Chyna12 Apr 2025 11:24
According to ChatGPT…
General:
• Only about 1.5%-2% of U.S GDP is directly tied to imports from China (imagine how much of this relates to Amazon, fast fashion, Apple and raw materials etc).
Fashion:
• 10 years ago, Chinese imports accounted for 40-50% of the U.S clothing market. In 2023 it was around 33% and declining.
• However, if we strip out fast fashion (from Shein, Temu etc), this number falls to 20-25% (and declining).
• It doesn’t end there, however: with good quality sportswear (I gave JD and Hibbett as examples), Chinese imports allowed for 15-20% of the supply back in 2023, and again, this has been declining since.
• As for which products are still being often made in China: it is usually accessories (bags, hats etc) or throw away fashion. High end materials are often exported from China to the likes of Vietnam for final stitching etc, so I imagine the ‘value add’ on these items makes Vietnam’s tariff exposure much more important than China’s.
• Vietnam accounts for roughly 50% of the production for Adidas and Nike footwear.

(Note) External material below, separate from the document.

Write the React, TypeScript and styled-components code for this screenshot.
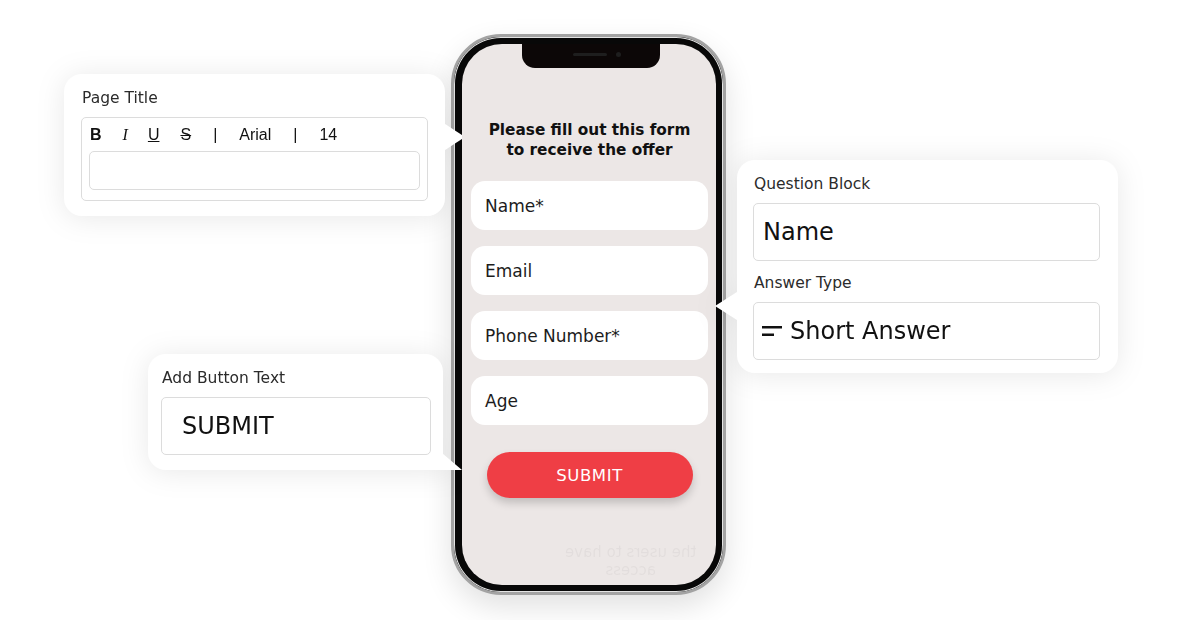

• Labour costs in Vietnam are approximately 40%-50% lower than in China, so a move out of China, irregardless of tariffs, may well be margin enhancing anyway in the long-term.
The devil (or opportunity) is often found in the detail.
As I’ve been accused of ramping, I should probably explain why I’m posting so frequently on here: the investors who I know well aren’t really engaged atm, so it’s either post on here, talk to my Nan (who understands 50% of what I say) or talk to myself.
I must say though, it’s been incredibly beneficial working away in isolation. I’m hyper-focused on my own investing thesis again. It’s bloody exciting.
Do your own research. I do not have a crystal ball. I’m just showing my hand.